Aim of the task: Report each line of the data that includes the word "components".

===============

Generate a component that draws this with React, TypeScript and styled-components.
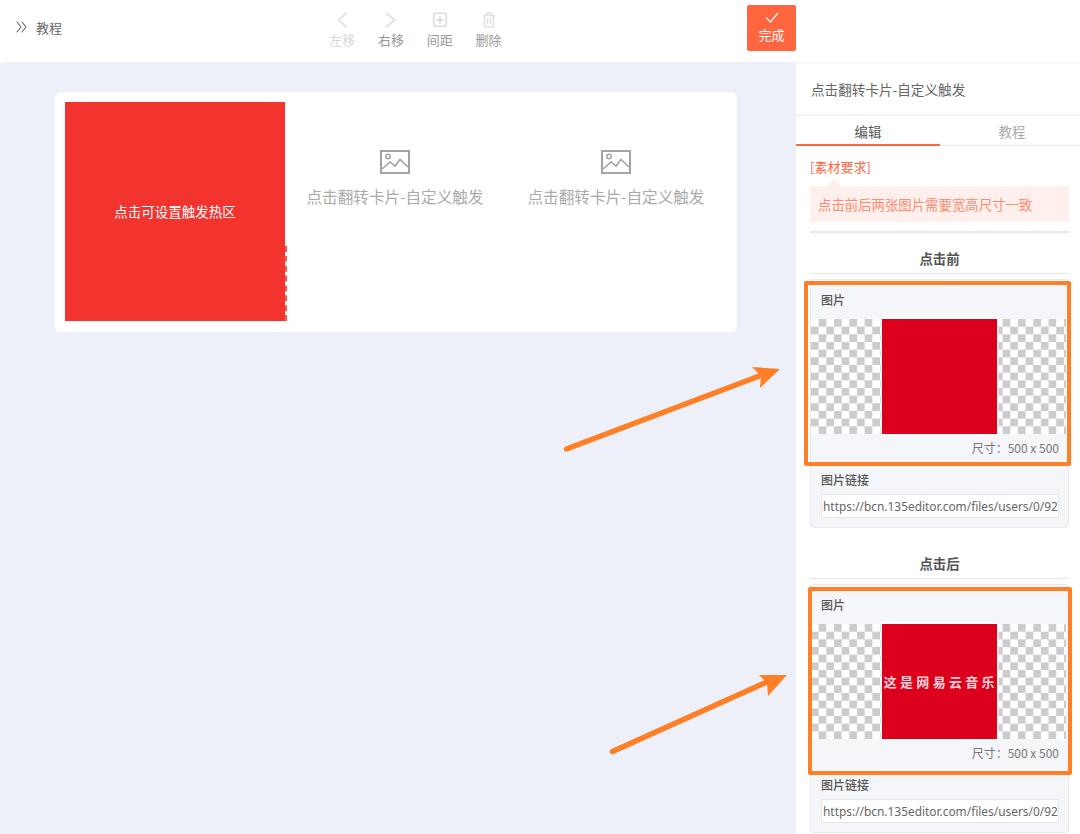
import React from "react";
import styled, { createGlobalStyle } from "styled-components";

const Global = createGlobalStyle`
  html, body { margin: 0; padding: 0; background: #fff; }
  body { font-family: "Noto Sans CJK SC", "Noto Sans", sans-serif; width: 1080px; height: 834px; overflow: hidden; }
`;

const Page = styled.div`
  position: relative;
  width: 1080px;
  height: 834px;
  overflow: hidden;
  display: flex;
  flex-direction: column;
`;

const Header = styled.header`
  height: 62px;
  flex: none;
  display: flex;
  align-items: flex-start;
  background: #fff;
`;
const Crumb = styled.div`
  width: 318px;
  height: 54px;
  padding-left: 16px;
  box-sizing: border-box;
  display: flex;
  align-items: center;
  gap: 9px;
  font-size: 13px;
  color: #666;
`;
const Toolbar = styled.div`
  display: flex;
  width: 195px;
  padding-top: 12px;
`;
const Tool = styled.div<{ $disabled?: boolean }>`
  width: 48.75px;
  display: flex;
  flex-direction: column;
  align-items: center;
  font-size: 13px;
  line-height: 18px;
  gap: 3px;
  color: ${(p) => (p.$disabled ? "#d3d9de" : "#999")};
  svg { display: block; }
`;
const DoneButton = styled.button`
  margin: 5px 0 0 234px;
  width: 49px;
  height: 46px;
  border: 0;
  padding: 7px 0 0;
  border-radius: 2px;
  background: #ff6640;
  color: #fff;
  font: 13px/18px "Noto Sans CJK SC", sans-serif;
  display: flex;
  flex-direction: column;
  align-items: center;
  gap: 2px;
  svg { display: block; }
`;

const Main = styled.main`
  flex: 1;
  display: flex;
  min-height: 0;
`;
const Canvas = styled.div`
  width: 796px;
  flex: none;
  box-sizing: border-box;
  background: #edf0f8;
  border-top-left-radius: 4px;
  padding: 30px 0 0 55px;
`;
const Stage = styled.div`
  width: 682px;
  height: 240px;
  box-sizing: border-box;
  background: #fff;
  border-radius: 6px;
  padding: 10px;
  display: flex;
`;
const HotCard = styled.div`
  width: 220px;
  height: 219px;
  flex: none;
  margin-right: -0.5px;
  padding-bottom: 2px;
  box-sizing: border-box;
  display: flex;
  align-items: center;
  justify-content: center;
  background: #f3342e;
  color: #fff;
  font-size: 13.5px;
  position: relative;
  &::after {
    content: "";
    position: absolute;
    right: -2px;
    top: 144px;
    bottom: 0;
    border-right: 2px dashed #f9584f;
  }
`;
const Placeholder = styled.div`
  width: 221px;
  flex: none;
  display: flex;
  flex-direction: column;
  align-items: center;
  padding-top: 48px;
  box-sizing: border-box;
  color: #aaa;
  font-size: 15.6px;
  line-height: 24px;
  gap: 10px;
  svg { display: block; }
`;

const Aside = styled.aside`
  flex: 1;
  background: #fff;
  border-top: 2px solid #f6f7fb;
  display: flex;
  flex-direction: column;
  min-width: 0;
`;
const PanelTitle = styled.div`
  height: 50px;
  flex: none;
  display: flex;
  align-items: center;
  padding-left: 15px;
  font-size: 13.6px;
  color: #666;
  border-bottom: 2px solid #f0f2f6;
`;
const Tabs = styled.div`
  display: flex;
  height: 29px;
  flex: none;
  border-bottom: 1px solid #e9ebef;
`;
const Tab = styled.div<{ $active?: boolean }>`
  width: 144px;
  flex: none;
  display: flex;
  align-items: center;
  justify-content: center;
  font-size: 13.4px;
  color: ${(p) => (p.$active ? "#555" : "#aaa")};
  box-shadow: ${(p) => (p.$active ? "inset 0 -1px 0 #ff6640, 0 1px 0 #ff6640" : "none")};
`;
const Body = styled.div`
  padding: 12px 11px 0 14px;
`;
const ReqLink = styled.div`
  font-size: 13px;
  line-height: 18px;
  color: #ff6640;
`;
const Notice = styled.div`
  position: relative;
  margin-top: 10px;
  height: 36px;
  display: flex;
  align-items: center;
  padding-left: 8px;
  background: #fff0ed;
  color: #ff8a6e;
  font-size: 13.4px;
  &::before {
    content: "";
    position: absolute;
    left: 17px;
    top: -7px;
    border: 7px solid transparent;
    border-top: 0;
    border-bottom-color: #fff0ed;
  }
`;
const Rule = styled.div`
  height: 2px;
  background: #e8e9ec;
  margin-top: 9px;
`;
const SectionTitle = styled.div<{ $top: number }>`
  margin-top: ${(p) => p.$top}px;
  height: 31px;
  padding-bottom: 1px;
  display: flex;
  align-items: center;
  justify-content: center;
  font-size: 13.4px;
  font-weight: 700;
  color: #555;
  border-bottom: 1px solid #e8eaee;
  box-sizing: border-box;
`;
const Card = styled.div`
  margin-top: 5px;
  height: 249px;
  box-sizing: border-box;
  background: #f5f6f9;
  border: 1px solid #e6e8ec;
  border-radius: 4px;
  display: flex;
  flex-direction: column;
`;
const FieldLabel = styled.div`
  height: 39px;
  flex: none;
  padding: 11px 0 0 10px;
  box-sizing: border-box;
  font-size: 12px;
  line-height: 18px;
  font-weight: 500;
  color: #555;
`;
const Checker = styled.div`
  width: 255px;
  height: 115px;
  flex: none;
  padding-left: 1.5px;
  box-sizing: border-box;
  display: flex;
  justify-content: center;
  background-color: #fff;
  background-image: repeating-conic-gradient(#cccccc 0 25%, #ffffff 0 50%);
  background-size: 15.34px 15.34px;
`;
const Picture = styled.div`
  width: 115px;
  height: 115px;
  display: flex;
  align-items: center;
  padding-left: 2px;
  box-sizing: border-box;
  background: #dc001c;
  box-shadow: 0 0 0 1.5px #fff;
  color: #f9d3d7;
  font-size: 13px;
  font-weight: 700;
  letter-spacing: 3.3px;
  white-space: nowrap;
  overflow: hidden;
`;
const SizeNote = styled.div`
  height: 26px;
  flex: none;
  padding-right: 9px;
  display: flex;
  align-items: center;
  justify-content: flex-end;
  font-size: 12px;
  color: #777;
`;
const LinkLabel = styled.div`
  flex: none;
  padding: 11px 0 0 10px;
  font-size: 12px;
  line-height: 18px;
  font-weight: 500;
  color: #555;
`;
const UrlInput = styled.div`
  margin: 5px 0 0 10px;
  width: 238px;
  height: 24px;
  box-sizing: border-box;
  border: 1px solid #e4e6ea;
  background: #fff;
  padding: 0 1px;
  font: 11.9px/22px "Noto Sans", "Open Sans", sans-serif;
  color: #666;
  white-space: nowrap;
  overflow: hidden;
`;

const Highlight = styled.div<{ $x: number; $y: number; $w: number; $h: number }>`
  position: absolute;
  left: ${(p) => p.$x}px;
  top: ${(p) => p.$y}px;
  width: ${(p) => p.$w}px;
  height: ${(p) => p.$h}px;
  box-sizing: border-box;
  border: 4px solid #ff7f27;
  border-radius: 2px;
  pointer-events: none;
`;
const ArrowLayer = styled.svg`
  position: absolute;
  left: 0;
  top: 0;
  pointer-events: none;
`;

const strokeProps = { fill: "none", strokeLinecap: "round" as const, strokeLinejoin: "round" as const };

const ImageIcon = () => (
  <svg width="30" height="24" viewBox="0 0 30 24">
    <rect x="1" y="1" width="28" height="22" fill="none" stroke="#a3a3a3" strokeWidth="2" />
    <circle cx="8" cy="6.5" r="2.2" fill="none" stroke="#a3a3a3" strokeWidth="1.5" />
    <path d="M2 19 L10 12 L15 16 L20 9.5 L28 17" fill="none" stroke="#a3a3a3" strokeWidth="1.6" />
  </svg>
);

const ImageField = ({ caption }: { caption?: string }) => (
  <Card>
    <FieldLabel>图片</FieldLabel>
    <Checker>
      <Picture>{caption}</Picture>
    </Checker>
    <SizeNote>尺寸：500 x 500</SizeNote>
    <LinkLabel>图片链接</LinkLabel>
    <UrlInput>https://bcn.135editor.com/files/users/0/92</UrlInput>
  </Card>
);

export default function App() {
  return (
    <Page>
      <Global />
      <Header>
        <Crumb>
          <svg width="11" height="12" viewBox="0 0 11 12">
            <path d="M1 1 L5 6 L1 11 M6 1 L10 6 L6 11" stroke="#666" strokeWidth="1.1" {...strokeProps} />
          </svg>
          教程
        </Crumb>
        <Toolbar>
          <Tool $disabled>
            <svg width="12" height="16" viewBox="0 0 12 16">
              <path d="M10 1.5 L2.5 8 L10 14.5" stroke="#dfe4e8" strokeWidth="2" {...strokeProps} />
            </svg>
            左移
          </Tool>
          <Tool>
            <svg width="12" height="16" viewBox="0 0 12 16">
              <path d="M2 1.5 L9.5 8 L2 14.5" stroke="#dfe4e8" strokeWidth="2" {...strokeProps} />
            </svg>
            右移
          </Tool>
          <Tool>
            <svg width="14" height="16" viewBox="0 0 14 16">
              <rect x="0.8" y="1.3" width="12.4" height="13" rx="1" fill="none" stroke="#d9dee3" strokeWidth="1.6" />
              <path d="M7 4.5 V11.5 M3.5 8 H10.5" stroke="#d0d5da" strokeWidth="1.4" fill="none" />
            </svg>
            间距
          </Tool>
          <Tool>
            <svg width="14" height="16" viewBox="0 0 14 16">
              <path d="M1 3.5 H13 M5 3.5 V1.2 H9 V3.5 M2.5 3.5 V15 H11.5 V3.5 M5.5 6 V12.5 M8.5 6 V12.5" stroke="#dde1e6" strokeWidth="1.4" fill="none" />
            </svg>
            删除
          </Tool>
        </Toolbar>
        <DoneButton>
          <svg width="14" height="12" viewBox="0 0 14 12">
            <path d="M1.5 6 L5.5 10 L12.5 1.5" stroke="#fff" strokeWidth="1.2" {...strokeProps} />
          </svg>
          完成
        </DoneButton>
      </Header>
      <Main>
        <Canvas>
          <Stage>
            <HotCard>点击可设置触发热区</HotCard>
            <Placeholder>
              <ImageIcon />
              点击翻转卡片-自定义触发
            </Placeholder>
            <Placeholder>
              <ImageIcon />
              点击翻转卡片-自定义触发
            </Placeholder>
          </Stage>
        </Canvas>
        <Aside>
          <PanelTitle>点击翻转卡片-自定义触发</PanelTitle>
          <Tabs>
            <Tab $active>编辑</Tab>
            <Tab>教程</Tab>
          </Tabs>
          <Body>
            <ReqLink>[素材要求]</ReqLink>
            <Notice>点击前后两张图片需要宽高尺寸一致</Notice>
            <Rule />
            <SectionTitle $top={10}>点击前</SectionTitle>
            <ImageField />
            <SectionTitle $top={20}>点击后</SectionTitle>
            <ImageField caption="这是网易云音乐" />
          </Body>
        </Aside>
      </Main>
      <Highlight $x={804} $y={281} $w={267} $h={185} />
      <Highlight $x={808} $y={587} $w={264} $h={188} />
      <ArrowLayer width="1080" height="834" viewBox="0 0 1080 834">
        <path d="M566.5 449 L762 375" stroke="#ff7f27" strokeWidth="5.5" strokeLinecap="round" fill="none" />
        <path d="M752 367 L780 369 L760 388 L761 376 Z" fill="#ff7f27" />
        <path d="M612.5 751.5 L767 682" stroke="#ff7f27" strokeWidth="5.5" strokeLinecap="round" fill="none" />
        <path d="M759 675 L787 675 L768 696 L767 683 Z" fill="#ff7f27" />
      </ArrowLayer>
    </Page>
  );
}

===============

Complete output:
Generate a component that draws this with React, TypeScript and styled-components.
import styled, { createGlobalStyle } from "styled-components";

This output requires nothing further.